### [WHAT YOU ARE ASKED TO DO]
Please transcribe the data that follows without the pictures, keeping every word the same.

* begin *

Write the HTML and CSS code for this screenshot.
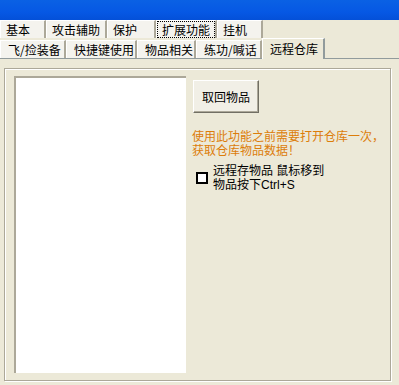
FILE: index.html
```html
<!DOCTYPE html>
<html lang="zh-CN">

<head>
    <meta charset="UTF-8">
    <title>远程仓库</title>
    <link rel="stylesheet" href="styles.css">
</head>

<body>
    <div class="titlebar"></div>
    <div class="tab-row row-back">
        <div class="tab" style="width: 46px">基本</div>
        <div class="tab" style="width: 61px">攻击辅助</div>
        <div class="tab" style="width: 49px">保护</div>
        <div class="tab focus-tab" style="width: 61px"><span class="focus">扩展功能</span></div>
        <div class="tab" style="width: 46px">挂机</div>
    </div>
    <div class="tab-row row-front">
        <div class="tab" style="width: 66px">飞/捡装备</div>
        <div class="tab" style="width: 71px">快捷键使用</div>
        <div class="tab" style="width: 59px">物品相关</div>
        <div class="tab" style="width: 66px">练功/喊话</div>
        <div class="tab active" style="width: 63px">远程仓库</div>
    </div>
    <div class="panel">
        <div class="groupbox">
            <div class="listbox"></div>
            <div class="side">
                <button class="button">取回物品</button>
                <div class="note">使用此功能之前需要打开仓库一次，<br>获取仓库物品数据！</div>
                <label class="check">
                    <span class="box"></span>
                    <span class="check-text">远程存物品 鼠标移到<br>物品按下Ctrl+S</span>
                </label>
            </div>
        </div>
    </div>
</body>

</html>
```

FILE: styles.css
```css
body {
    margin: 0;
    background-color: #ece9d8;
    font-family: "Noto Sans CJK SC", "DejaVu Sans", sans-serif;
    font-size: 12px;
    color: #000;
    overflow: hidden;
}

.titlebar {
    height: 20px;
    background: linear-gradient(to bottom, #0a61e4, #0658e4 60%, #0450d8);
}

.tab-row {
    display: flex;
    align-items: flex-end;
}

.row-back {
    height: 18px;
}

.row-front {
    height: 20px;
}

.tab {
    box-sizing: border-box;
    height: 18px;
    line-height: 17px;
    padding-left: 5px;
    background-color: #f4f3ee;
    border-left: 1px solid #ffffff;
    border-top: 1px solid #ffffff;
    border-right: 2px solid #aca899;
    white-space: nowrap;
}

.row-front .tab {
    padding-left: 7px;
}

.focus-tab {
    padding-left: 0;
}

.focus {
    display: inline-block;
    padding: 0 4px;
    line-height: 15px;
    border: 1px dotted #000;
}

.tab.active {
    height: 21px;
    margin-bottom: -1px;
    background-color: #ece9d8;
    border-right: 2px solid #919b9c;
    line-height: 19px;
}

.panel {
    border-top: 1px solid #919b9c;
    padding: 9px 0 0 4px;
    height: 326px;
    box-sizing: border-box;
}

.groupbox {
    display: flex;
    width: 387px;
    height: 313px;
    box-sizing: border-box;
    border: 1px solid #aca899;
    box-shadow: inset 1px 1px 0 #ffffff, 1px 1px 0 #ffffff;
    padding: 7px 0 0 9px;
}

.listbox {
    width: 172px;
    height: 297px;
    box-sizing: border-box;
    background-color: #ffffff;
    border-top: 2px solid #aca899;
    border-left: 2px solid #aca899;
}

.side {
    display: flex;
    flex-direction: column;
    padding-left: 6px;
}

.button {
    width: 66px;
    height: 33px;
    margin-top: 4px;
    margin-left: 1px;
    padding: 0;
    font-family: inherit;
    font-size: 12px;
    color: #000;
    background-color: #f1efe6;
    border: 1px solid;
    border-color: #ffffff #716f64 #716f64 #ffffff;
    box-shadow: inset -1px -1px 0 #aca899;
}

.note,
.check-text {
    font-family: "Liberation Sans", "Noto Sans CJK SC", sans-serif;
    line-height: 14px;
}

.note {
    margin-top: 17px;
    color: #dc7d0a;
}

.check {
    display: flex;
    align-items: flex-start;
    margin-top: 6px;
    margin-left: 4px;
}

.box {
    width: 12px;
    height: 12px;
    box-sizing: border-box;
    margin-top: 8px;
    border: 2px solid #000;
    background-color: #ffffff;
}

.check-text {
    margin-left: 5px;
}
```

* end *

### [ANSWER]
Write the HTML and CSS code for this screenshot.
FILE: index.html
```html
<!DOCTYPE html>
<html lang="zh-CN">

<head>
    <meta charset="UTF-8">
    <title>远程仓库</title>
    <link rel="stylesheet" href="styles.css">
</head>

<body>
    <div class="titlebar"></div>
    <div class="tab-row row-back">
        <div class="tab" style="width: 46px">基本</div>
        <div class="tab" style="width: 61px">攻击辅助</div>
        <div class="tab" style="width: 49px">保护</div>
        <div class="tab focus-tab" style="width: 61px"><span class="focus">扩展功能</span></div>
        <div class="tab" style="width: 46px">挂机</div>
    </div>
    <div class="tab-row row-front">
        <div class="tab" style="width: 66px">飞/捡装备</div>
        <div class="tab" style="width: 71px">快捷键使用</div>
        <div class="tab" style="width: 59px">物品相关</div>
        <div class="tab" style="width: 66px">练功/喊话</div>
        <div class="tab active" style="width: 63px">远程仓库</div>
    </div>
    <div class="panel">
        <div class="groupbox">
            <div class="listbox"></div>
            <div class="side">
                <button class="button">取回物品</button>
                <div class="note">使用此功能之前需要打开仓库一次，<br>获取仓库物品数据！</div>
                <label class="check">
                    <span class="box"></span>
                    <span class="check-text">远程存物品 鼠标移到<br>物品按下Ctrl+S</span>
                </label>
            </div>
        </div>
    </div>
</body>

</html>
```

FILE: styles.css
```css
body {
    margin: 0;
    background-color: #ece9d8;
    font-family: "Noto Sans CJK SC", "DejaVu Sans", sans-serif;
    font-size: 12px;
    color: #000;
    overflow: hidden;
}

.titlebar {
    height: 20px;
    background: linear-gradient(to bottom, #0a61e4, #0658e4 60%, #0450d8);
}

.tab-row {
    display: flex;
    align-items: flex-end;
}

.row-back {
    height: 18px;
}

.row-front {
    height: 20px;
}

.tab {
    box-sizing: border-box;
    height: 18px;
    line-height: 17px;
    padding-left: 5px;
    background-color: #f4f3ee;
    border-left: 1px solid #ffffff;
    border-top: 1px solid #ffffff;
    border-right: 2px solid #aca899;
    white-space: nowrap;
}

.row-front .tab {
    padding-left: 7px;
}

.focus-tab {
    padding-left: 0;
}

.focus {
    display: inline-block;
    padding: 0 4px;
    line-height: 15px;
    border: 1px dotted #000;
}

.tab.active {
    height: 21px;
    margin-bottom: -1px;
    background-color: #ece9d8;
    border-right: 2px solid #919b9c;
    line-height: 19px;
}

.panel {
    border-top: 1px solid #919b9c;
    padding: 9px 0 0 4px;
    height: 326px;
    box-sizing: border-box;
}

.groupbox {
    display: flex;
    width: 387px;
    height: 313px;
    box-sizing: border-box;
    border: 1px solid #aca899;
    box-shadow: inset 1px 1px 0 #ffffff, 1px 1px 0 #ffffff;
    padding: 7px 0 0 9px;
}

.listbox {
    width: 172px;
    height: 297px;
    box-sizing: border-box;
    background-color: #ffffff;
    border-top: 2px solid #aca899;
    border-left: 2px solid #aca899;
}

.side {
    display: flex;
    flex-direction: column;
    padding-left: 6px;
}

.button {
    width: 66px;
    height: 33px;
    margin-top: 4px;
    margin-left: 1px;
    padding: 0;
    font-family: inherit;
    font-size: 12px;
    color: #000;
    background-color: #f1efe6;
    border: 1px solid;
    border-color: #ffffff #716f64 #716f64 #ffffff;
    box-shadow: inset -1px -1px 0 #aca899;
}

.note,
.check-text {
    font-family: "Liberation Sans", "Noto Sans CJK SC", sans-serif;
    line-height: 14px;
}

.note {
    margin-top: 17px;
    color: #dc7d0a;
}

.check {
    display: flex;
    align-items: flex-start;
    margin-top: 6px;
    margin-left: 4px;
}

.box {
    width: 12px;
    height: 12px;
    box-sizing: border-box;
    margin-top: 8px;
    border: 2px solid #000;
    background-color: #ffffff;
}

.check-text {
    margin-left: 5px;
}
```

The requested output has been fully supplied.